A tiny, low-priced electric car called the Seagull has American automakers and politicians trembling.
The car, launched last year by Chinese automaker BYD, sells for around $12,000 in China, but drives well and is put together with craftsmanship that rivals U.S.-made electric vehicles that cost three times as much. A shorter-range version costs under $10,000.
Tariffs on imported Chinese vehicles probably will keep the Seagull away from America’s shores for now, and it likely would sell for more than 12 grand if imported.
But the rapid emergence of low-priced EVs from China could shake up the global auto industry in ways not seen since Japanese makers exploded on the scene during the oil crises of the 1970s. BYD, which stands for “Build Your Dreams,” could be a nightmare for the U.S. auto industry.
“Any car company that’s not paying attention to them as a competitor is going to be lost when they hit their market,” said Sam Fiorani, a vice president at AutoForecast Solutions near Philadelphia. “BYD’s entry into the U.S. market isn’t an if. It’s a when.”
No one i know under 50 years old wants a giant truck or suv, and thats all they wanna sell us. My only friends with new car $ bought a small wagon, which is all I’d want myself.
Those huge electric pickups are too heavy for our guardrails on top of everything else; it’s insane and dangerous to let the big three make car culture here even worse.

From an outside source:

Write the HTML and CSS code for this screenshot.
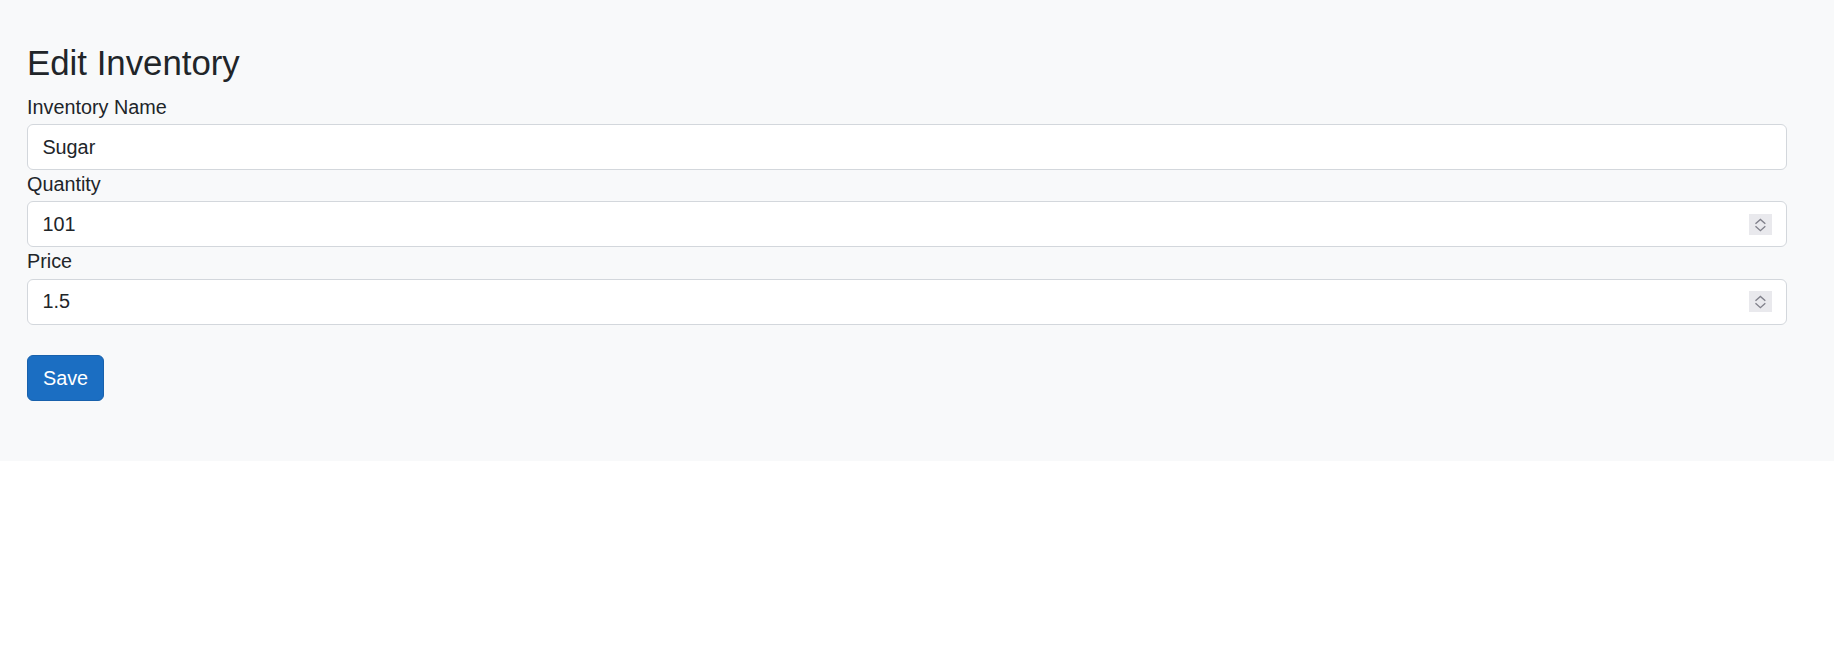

I know so many boomers with fucking monster vehicles. Even my car nut friends daily drive sedans and small EV’s. We’re not idiots or rich.
So poor people drive smaller, cheaper cars. Got it.
You’re just in different circles, I suppose.
I think you’re reading into it the wrong way buddy.
I don’t have the money for a big car and don’t need one. Taking out a massive loan just to have a big car would be idiotic.
Where could we even park them if we did? My garage barely fits the two sedans my wife and I need to get to work on opposite sides of town, in a city with functionally no mass transit.
I might not mind owning a single SUV if I used it exclusively for long trips and as a make-shift camping van. But I simply do not have the acreage in my postage-stamp lot size of a three-story walk-up to host more than that. Not that some of my neighbors don’t try, clogging all the sidewalks and curb spaces with their monster trucks.
Then you just don’t know many people. Or live in a bubble. I see people in their twenties driving trucks in the richest city in my state known for being a hyper liberal college town.